ARC from Publication

I have a publication with associated datasets. We published this before we knew about ARCs. Now I want to create an ARC based on this publication and its datasets to include relevant data and analysis steps that were not included in the original publication. How do I do this?

In this use-case we collect recommendations and thoughts on creating an ARC based on a publication and associated published datasets. This is not the typical entry into an ARC, but rather retrospective. It might however help to build community-tailored showcases; i.e. showing what a project could look like as an ARC.

ARC setup

Create an ARC and name it e.g. “FirstAuthorLastName-PublicationYear”

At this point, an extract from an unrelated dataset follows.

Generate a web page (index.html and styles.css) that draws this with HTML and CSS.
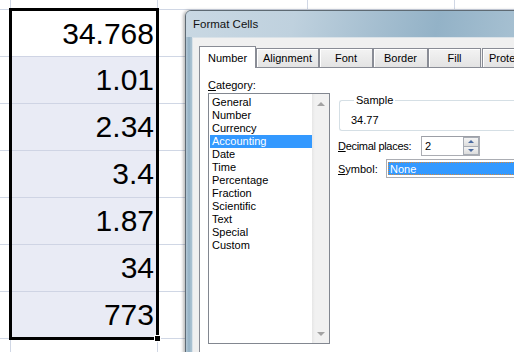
FILE: index.html
```html
<!DOCTYPE html>
<html>
<head>
<meta charset="utf-8">
<link rel="stylesheet" href="styles.css">
</head>
<body>
<div class="sheet">
  <div class="sel">
    <div class="cell active">34.768</div>
    <div class="cell">1.01</div>
    <div class="cell">2.34</div>
    <div class="cell">3.4</div>
    <div class="cell">1.87</div>
    <div class="cell">34</div>
    <div class="cell last">773</div>
    <span class="handle"></span>
  </div>
</div>

<div class="dialog">
  <div class="titlebar">Format Cells</div>
  <div class="client">
    <div class="tabs">
      <div class="tab current">Number</div>
      <div class="tab t-align">Alignment</div>
      <div class="tab t-font">Font</div>
      <div class="tab t-border">Border</div>
      <div class="tab t-fill">Fill</div>
      <div class="tab t-prot">Protection</div>
    </div>
    <div class="panel">
      <div class="cat-col">
        <div class="lbl"><u>C</u>ategory:</div>
        <div class="listbox">
          <ul class="items">
            <li>General</li>
            <li>Number</li>
            <li>Currency</li>
            <li class="chosen">Accounting</li>
            <li>Date</li>
            <li>Time</li>
            <li>Percentage</li>
            <li>Fraction</li>
            <li>Scientific</li>
            <li>Text</li>
            <li>Special</li>
            <li>Custom</li>
          </ul>
          <div class="vscroll">
            <span class="arr up"></span>
            <span class="arr down"></span>
          </div>
        </div>
      </div>
      <div class="opt-col">
        <fieldset class="sample">
          <legend>Sample</legend>
          <div class="sample-val">34.77</div>
        </fieldset>
        <div class="row dec">
          <span class="rlbl w-dec"><u>D</u>ecimal places:</span>
          <div class="spin">
            <span class="spin-val">2</span>
            <div class="spin-btns">
              <span class="sb"><i class="tri-up"></i></span>
              <span class="sb"><i class="tri-dn"></i></span>
            </div>
          </div>
        </div>
        <div class="row sym">
          <span class="rlbl w-sym"><u>S</u>ymbol:</span>
          <div class="combo"><span class="combo-val">None</span></div>
        </div>
      </div>
    </div>
  </div>
</div>
</body>
</html>
```
FILE: styles.css
```css
html, body {
  margin: 0;
  padding: 0;
  width: 514px;
  height: 352px;
  overflow: hidden;
  background: #fff;
}
body {
  position: relative;
  font-family: "Liberation Sans", Arial, sans-serif;
}

/* ---------- spreadsheet ---------- */
.sheet {
  width: 514px;
  height: 352px;
  padding: 8px 0 0 9px;
  box-sizing: border-box;
  background-image:
    linear-gradient(to right,
      transparent 0 10px, #d0d7e5 10px 11px,
      transparent 11px 157px, #d0d7e5 157px 158px,
      transparent 158px 307px, #d0d7e5 307px 308px,
      transparent 308px 454px, #d0d7e5 454px 455px,
      transparent 455px),
    repeating-linear-gradient(to bottom, #d0d7e5 0 1px, transparent 1px 47px);
  background-position: 0 0, 0 9px;
  background-repeat: no-repeat, repeat;
}
.sel {
  position: relative;
  width: 150px;
  border: 3px solid #000;
  box-sizing: border-box;
  background: #e9ebf5;
}
.cell {
  height: 47px;
  box-sizing: border-box;
  border-top: 1px solid #cfd4e4;
  display: flex;
  align-items: center;
  justify-content: flex-end;
  padding-right: 2px;
  font-size: 30px;
  line-height: 1;
  color: #000;
}
.cell.active {
  height: 45px;
  border-top: 0;
  background: #fff;
}
.cell.last {
  height: 46px;
}
.handle {
  position: absolute;
  right: -5px;
  bottom: -5px;
  width: 5px;
  height: 5px;
  background: #000;
  border: 1px solid #fff;
}

/* ---------- dialog ---------- */
.dialog {
  position: absolute;
  left: 185px;
  top: 10px;
  width: 360px;
  height: 360px;
  border: 1px solid #5e6a73;
  border-radius: 6px 6px 0 0;
  box-sizing: border-box;
  background: linear-gradient(to right, #b4c8d6 0, #93b1c4 3px, #a9c1d1 5px, #c4d4df 100%);
  box-shadow: -2px 0 3px rgba(0,0,0,0.25);
  font-size: 11px;
  color: #000;
}
.titlebar {
  height: 26px;
  line-height: 26px;
  padding-left: 7px;
  font-size: 11.5px;
  color: #111;
  border-radius: 5px 5px 0 0;
  background: linear-gradient(100deg, #c9d8e3 0%, #bfd1de 30%, #a3bdcf 55%, #93b2c7 70%, #adc5d5 100%);
}
.client {
  margin-left: 6px;
  height: 330px;
  background: #f0f0f0;
  border-left: 1px solid #d9e2e8;
  border-top: 1px solid #d9e2e8;
  padding: 8px 0 0 6px;
  box-sizing: border-box;
}
.tabs {
  display: flex;
  align-items: flex-end;
  height: 21px;
  position: relative;
  z-index: 1;
}
.tab {
  flex: none;
  height: 19px;
  box-sizing: border-box;
  border: 1px solid #898c95;
  border-bottom: 0;
  background: linear-gradient(#f3f3f3, #e3e3e3);
  box-shadow: inset 1px 1px 0 #fff;
  text-align: center;
  line-height: 18px;
  white-space: nowrap;
  overflow: hidden;
}
.tab.current {
  height: 22px;
  margin-bottom: -1px;
  width: 57px;
  background: #fff;
  box-shadow: none;
  line-height: 22px;
  position: relative;
  z-index: 2;
}
.t-align { width: 63px; }
.t-font { width: 54px; }
.t-border { width: 55px; }
.t-fill { width: 53px; }
.t-prot { width: 80px; margin-left: 1px; text-align: left; padding-left: 6px; }

.panel {
  border: 1px solid #898c95;
  background: #fff;
  height: 300px;
  display: flex;
  gap: 8px;
  padding: 11px 0 0 8px;
  box-sizing: border-box;
}
.lbl {
  height: 14px;
  line-height: 13px;
}
.listbox {
  width: 122px;
  height: 251px;
  border: 1px solid #828790;
  box-sizing: border-box;
  display: flex;
}
.items {
  list-style: none;
  margin: 0;
  padding: 2px 0 0 1px;
  flex: 1;
}
.items li {
  height: 13px;
  line-height: 12px;
  padding-left: 2px;
  color: #000;
}
.items li.chosen {
  background: #3399ff;
  color: #fff;
}
.vscroll {
  width: 17px;
  background: linear-gradient(to right, #e6e6e6, #f1f1f1 3px, #f1f1f1);
  display: flex;
  flex-direction: column;
  justify-content: space-between;
  align-items: center;
  padding: 8px 0 7px;
  box-sizing: border-box;
}
.arr {
  width: 0;
  height: 0;
  border-left: 4px solid transparent;
  border-right: 4px solid transparent;
}
.arr.up { border-bottom: 4px solid #a3a3a3; }
.arr.down { border-top: 4px solid #a3a3a3; }

.opt-col {
  flex: 1;
  padding-top: 15px;
}
.sample {
  margin: 0 0 0 1px;
  padding: 0 0 3px 11px;
  border: 1px solid #d5dfe5;
  border-radius: 3px;
  border-right: 0;
  min-width: 0;
}
.sample legend {
  padding: 0 2px;
  margin-left: 3px;
  line-height: 13px;
}
.sample-val {
  margin-top: 7px;
  line-height: 13px;
}
.row {
  display: flex;
  align-items: center;
}
.row.dec { margin-top: 5px; }
.row.sym { margin-top: 3px; }
.rlbl { flex: none; }
.w-dec { width: 83px; letter-spacing: -0.3px; }
.w-sym { width: 48px; }
.spin {
  width: 59px;
  height: 20px;
  border: 1px solid #abadb3;
  border-top-color: #9c9fa6;
  box-sizing: border-box;
  display: flex;
  align-items: center;
  justify-content: space-between;
  padding-left: 3px;
}
.spin-btns {
  width: 16px;
  height: 18px;
  display: flex;
  flex-direction: column;
}
.sb {
  flex: 1;
  border: 1px solid #a7acb4;
  background: linear-gradient(#f4f4f4, #dcdcdc);
  display: flex;
  align-items: center;
  justify-content: center;
}
.sb + .sb { border-top: 0; }
.tri-up, .tri-dn {
  width: 0; height: 0;
  border-left: 3px solid transparent;
  border-right: 3px solid transparent;
}
.tri-up { border-bottom: 3px solid #4a6aa0; }
.tri-dn { border-top: 3px solid #4a6aa0; }
.combo {
  flex: 1;
  height: 19px;
  border: 1px solid #abadb3;
  border-right: 0;
  box-sizing: border-box;
  padding: 2px 0 2px 1px;
  display: flex;
}
.combo-val {
  flex: 1;
  background: #3399ff;
  color: #fff;
  border: 1px dotted #d88a3c;
  border-right: 0;
  line-height: 12px;
  padding-left: 1px;
}
```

Add a README.md file to the ARC, e.g. with the following content:

1
# Title of Publication
2

3
## Original Publication
4

5
<citation as provided by publisher or exported from bibliography manager; ideally in a standard format including the DOI>
6

7
## Abstract
8

9
<paper abstract>
10

11
## License
12

13
<license / copyright as provided by publisher>

Add original publication files into a folder (e.g. _publication) inside the ARC, e.g.
- The publication pdf
- Any supplemental files (as offered on the publication page)
- You can add a _publication/README.md with a table of links to the files
This is rather a helper step. In the end the supplemental files are usually a very aggregated and reshaped version of the original data stored in assays.
Add a LICENSE file to the ARC

This should be in line with the publisher’s license usually found on the journal website of the publication. We recommend to focus on open access / CC-BY publications and datasets, unless you explicitly know, whether and how to re-use the data published elsewhere.

Translate the publication into the ARC’s Investigation

Add Title: the publication title
Add Description: the publication abstract
Add Public Release Data: the publication online date
Add Contacts: the authors in same order as on publication
- Add First Name, Last Name, Affiliation
- If possible, add Emails and ORCIDs
Add Publication
- DOI, Title, Authors, Status = Published

Separate the publication into studies and assays

In a publication most information is collated into a very aggregated state. In an ARC, we want to convert this into a more granular and modular structure. Hence, the major challenge is to identify how to decompose which sections and files above and how to best represent them in the ARC structure. This may require some iterations. As a starting point, try to reach a point where one assay covers one type of measurement and dataset and move “backwards” from there.

Preparation

For each publication bit, try to categorize it into the ARC components, e.g. as follows:

Publication ARC
Methods Study or assay protocol
Computational analysis (e.g. scripts) Assay protocol or Workflow
Results (e.g. Figures, Tables) Assay dataset or Run
Supplemental files Assay dataset

At this stage it might make sense to just write this out in a list before creating the respective components in the ARC.
Try to clearly separate different types of measurements and datasets and the methods leading to them.

Publication	ARC
Methods	Study or assay protocol
Computational analysis (e.g. scripts)	Assay protocol or Workflow
Results (e.g. Figures, Tables)	Assay dataset or Run
Supplemental files	Assay dataset

Result files

For every measurement or result, create one Assay
Add the respective files (e.g. result tables, result figures, supplemental files) to the Assay dataset folder
Add the respective protocol (e.g. methods, computational analysis) used to generate the associated dataset as an Assay protocol
Add an annotation table to every assay and reference the dataset files in an Output [Data] column.

Sample sets

Identify the sample sets leading to the Assay datasets. Which samples were measured in which assay?
For every sample set, create one Study and add an annotation table to list sample IDs for these samples.
Add the respective protocol (e.g. materials, methods) used to generate the associated sample set as a Study protocol
Link the respective Assay dataset files to the Study samples.
If there are multiple measurements that share the same sample set you can link multiple Assays to this Study.

Annotate data and samples

Reference the protocol file in the respective Study and Assay annotation table via Protocol Uri or Protocol REF columns.
Extract the major protocol information and add this as metadata to the annotation tables.

Additional recommendations

File names

Avoid spaces in file names. We recommend to use camelCase or PascalCase for file names
However, in order to keep track of links and data origin, it is recommended to keep the original name of data files, i.e. if a publisher or repository stores files with spaces.

Original Data

The publication may contain a section “data availability” or “data accession” or similar that references external links, e.g. large data files deposited to a public repository.

Try to find and transfer all info (sample accessions, IDs, metadata, links, etc.) into the ARC.